At a time when the price of oil continues to skyrocket, alternative, renewable sources of energy can prove to be a vital source.
Jeff Nichols, president and CEO of Great American Pellets, discussed his business with members of the Palmerton Area Chamber of Commerce earlier this week.
Nichols spoke about the technology of his new plant, located at 2115 Little Gap Road, as well as the products it manufactures.
He said the alternative energy company, which just recently began operation, manufactures premium hardwood pellets for use in pellet stoves to provide heat for residential properties.
The company is expected to have 14 employees by the end of this month, said Nichols, who added that it will be a 24-hour operation.
"From the beginning of the project, we've had great support from the local comunity, Carbon County, and we're very happy to be here," Nichols said. "We did (what we could) to keep all the equipment that makes the noise inside the struture to make sure we can be as good a neighbor as we can possibly be."
The company uses only whole trees that are debarked and chipped to ensure that no leaves, bark or other foreign matter will enter the material stream, Nichols said.
He said the clean wood chips are stored inside to prevent absorption of excess moisture, as the chips are ground, dried and then fused under very high pressure into cylindrical pellets.
The finished pellets go through screeners to remove dust and then are packed in 40-pound bags for delivery to customers, Nichols said.
Peter Kern, president of the chamber, said Great American Pellets has been a welcome addition along Little Gap Road.
"We are very happy to have that type of development," Kern said. "I think it enhances the entire community; not just the immediate area."
The company held its ground-breaking ceremony in June, at which time Nichols said the company would create 33 jobs within the next three years.
Also at that time, he said the business would create 14 jobs initially, and added that the business has been designed to be both environmentally sustainable and economically profitable.
Nichols also said the company will do extensive renovations, including some demolition and additions, to the 31,000-square-foot blighted building in a brown-field zone.
He said at that time the project was consistent with the Keystone Principles for Growth, Investment & Resource Conservation because it will revitalize and reuse a blighted industrial property and utilize existing infrastructure. In addition, he said over 60 percent of the materials removed during the demolition will be recycled.
The manufacturing plant was designed by EcoTherm, Inc., one of the nation's leading designers and builders of wood pellet plants, which Nichols said was involved in the site selection and process design.

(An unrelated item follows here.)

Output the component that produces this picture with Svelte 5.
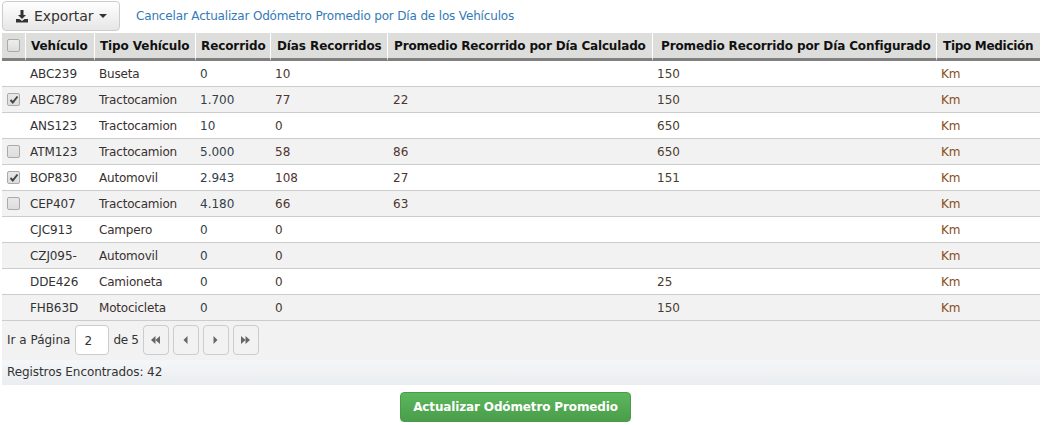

Nichols said EcoTherm suggested that the company capture all the dust from the manufacturing process, and use it to fuel the dryer instead of burning oil.
He said the project also received support from U.S. Rep. Paul Kanjorksi, Gov. Ed Rendell, state Sen. David Argall, Speaker of the State House of Representatives Keith McCall, the Carbon County Board of Commissioners, and the Lower Towamensing Township board of supervisors.